Я надеялся, что он уйдет и мне не придется снова проходить испытание раздевалкой. Действительно, через несколько тягостных минут хлопнула входная дверь. Немного подождав, я перекрыл в секциях горячую воду, насухо вытерся полотенцем, затем торопливо оделся и пошёл в комнату. Там, к счастью, никого не оказалось: следующий день был свободным от тренировок, и ребята собрались в видеозале посмотреть кино. Мне никого не хотелось видеть.
Глава 3
Весь следующий день я старательно избегал людей, хотя было непросто найти уединение в здании, на три этажа набитом школьниками, которых оставили без присмотра. Пока мои соседи по комнате проводили своё свободное время в спортзале, я побродил по территории лагеря, а потом устроился в коридоре, в нише на «окошке свиданий» – единственном окне, выходившем на площадку перед главным входом. Рядом с окном на парковке стоял фонарь, ярко освещавший и улицу, и коридор внутри, так что по вечерам, особенно после отбоя, здесь встречались влюблённые парочки. Изредка, чтобы сбежать от ребячьего гвалта, я тоже приходил сюда посидеть на подоконнике с книжкой или альбомом для рисования.
В тот день, взяв новенькое издание «Убить пересмешника», я только делал вид, что читаю, потому что из-за моей растерянности слова романа не складывались в понятный текст. Степень возбуждения от каждой мысли об Алексее пугала: мое влечение к нему казалось ненормальным, с точки зрения рассудка, оно как бы заранее предрекало мне неисчислимые страдания. В тот момент я впервые думал об общественном мнении, поэтому сама идея рассказать кому-то, что со мной творилось, была невозможной. Я верил, что никогда не стану объектом насмешек и презрения, остаток моей жизни пройдет в скорби и печали, а эта взрывоопасная тайна умрёт вместе со мной.
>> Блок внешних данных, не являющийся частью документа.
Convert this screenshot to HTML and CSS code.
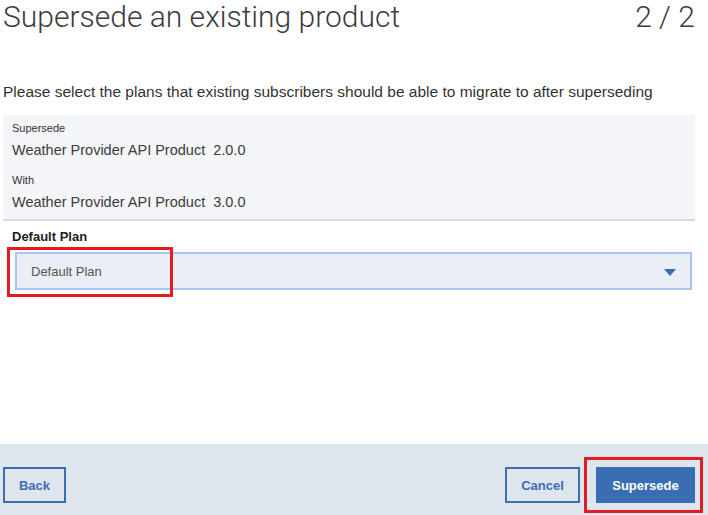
FILE: index.html
```html
<!DOCTYPE html>
<html>
<head>
<meta charset="utf-8">
<link rel="stylesheet" href="styles.css">
</head>
<body>
<div class="page">
  <header class="head">
    <h1 class="title">Supersede an existing product</h1>
    <div class="step">2 / 2</div>
  </header>
  <p class="intro">Please select the plans that existing subscribers should be able to migrate to after superseding</p>
  <section class="summary">
    <div class="label">Supersede</div>
    <div class="value">Weather Provider API Product&nbsp; 2.0.0</div>
    <div class="label second">With</div>
    <div class="value">Weather Provider API Product&nbsp; 3.0.0</div>
  </section>
  <section class="plan">
    <div class="plan-label">Default Plan</div>
    <div class="select-wrap">
      <div class="select">
        <span class="select-text">Default Plan</span>
        <svg class="caret" width="12" height="7" viewBox="0 0 12 7"><path d="M0 0h12L6 7z" fill="#3b6db3"/></svg>
      </div>
      <div class="highlight hl-select"></div>
    </div>
  </section>
  <div class="spacer"></div>
  <footer class="foot">
    <button class="btn btn-outline">Back</button>
    <div class="right">
      <button class="btn btn-outline cancel">Cancel</button>
      <div class="primary-wrap">
        <button class="btn btn-primary">Supersede</button>
        <div class="highlight hl-primary"></div>
      </div>
    </div>
  </footer>
</div>
</body>
</html>
```
FILE: styles.css
```css
* { box-sizing: border-box; }
html, body { margin: 0; padding: 0; }
body {
  width: 708px;
  height: 515px;
  overflow: hidden;
  background: #fff;
  font-family: "Liberation Sans", Arial, sans-serif;
  color: #323232;
}
.page {
  height: 515px;
  display: flex;
  flex-direction: column;
}
.head {
  display: flex;
  justify-content: space-between;
  align-items: flex-start;
  padding: 0 13px 0 3px;
  height: 36px;
}
.title, .step {
  margin: 0;
  font-family: Roboto, "Liberation Sans", sans-serif;
  font-weight: 300;
  font-size: 30px;
  line-height: 34px;
  color: #3c3c3c;
  letter-spacing: 0;
}
.intro {
  margin: 46px 0 0 3px;
  font-size: 15.5px;
  line-height: 20px;
  color: #333;
}
.summary {
  margin: 13px 13px 0 3px;
  background: #f4f5f9;
  border-bottom: 2px solid #d8d9dc;
  padding: 6px 9px 8px;
  height: 106px;
}
.label {
  font-size: 11px;
  line-height: 14px;
  color: #333;
}
.label.second { margin-top: 14px; }
.value {
  margin-top: 6px;
  font-size: 14.5px;
  line-height: 18px;
  color: #3c3c3c;
}
.plan {
  padding: 8px 16px 0 12px;
}
.plan-label {
  font-size: 13px;
  font-weight: bold;
  line-height: 16px;
  color: #222;
}
.select-wrap {
  position: relative;
  margin-top: 7px;
  padding-left: 3px;
}
.select {
  height: 38px;
  background: #eaeef5;
  border: 2px solid #a7c4f2;
  display: flex;
  align-items: center;
  justify-content: space-between;
  padding: 0 14px 0 14px;
}
.select-text {
  font-size: 13px;
  color: #555;
}
.caret { margin-top: 2px; }
.highlight {
  position: absolute;
  border: 3px solid #e41b23;
  pointer-events: none;
}
.hl-select {
  left: -5px;
  top: -5px;
  width: 166px;
  height: 50px;
}
.spacer { flex: 1; }
.foot {
  height: 71px;
  background: #dfe5ec;
  display: flex;
  justify-content: space-between;
  align-items: flex-start;
  padding: 23px 13px 0 3px;
}
.right {
  display: flex;
  align-items: center;
  gap: 16px;
}
.btn {
  font-family: "Liberation Sans", Arial, sans-serif;
  font-weight: bold;
  font-size: 13px;
  height: 36px;
  padding: 0;
  cursor: pointer;
}
.btn-outline {
  background: transparent;
  border: 2px solid #3b6db3;
  color: #3b6db3;
  width: 63px;
}
.cancel { width: 75px; }
.btn-primary {
  background: #3b6db3;
  border: 0;
  color: #fff;
  width: 99px;
}
.primary-wrap { position: relative; display: flex; }
.hl-primary {
  left: -12px;
  top: -10px;
  width: 119px;
  height: 56px;
}
```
Самоистязания сменялись грёзами о том, что могло бы ждать нас впереди: мне виделось, как мы стоим посреди городской площади и держимся за руки без всякого повода или как едем вместе в автобусе и он спит, положив голову мне на плечо. Простые, смутные мальчишеские мечты не обрастали подробностями – так приблизительно и наивно я представлял тогда идеальные отношения двух близких людей.
Утром, после бессонной ночи, в умывальной комнате я разглядывал себя в зеркале, вспоминая его тело: широкую спину, выпуклую грудь и элегантную бледность. В отличие от него я был смуглым и крупным с мощными дельтовидными мышцами и бицепсами – он даже в своей широкой фланелевой рубашке выглядел худым. Мы стали бы идеальной парой, двумя колеями одной лыжни, которые, хотя и не пересекаются, никогда не расходятся.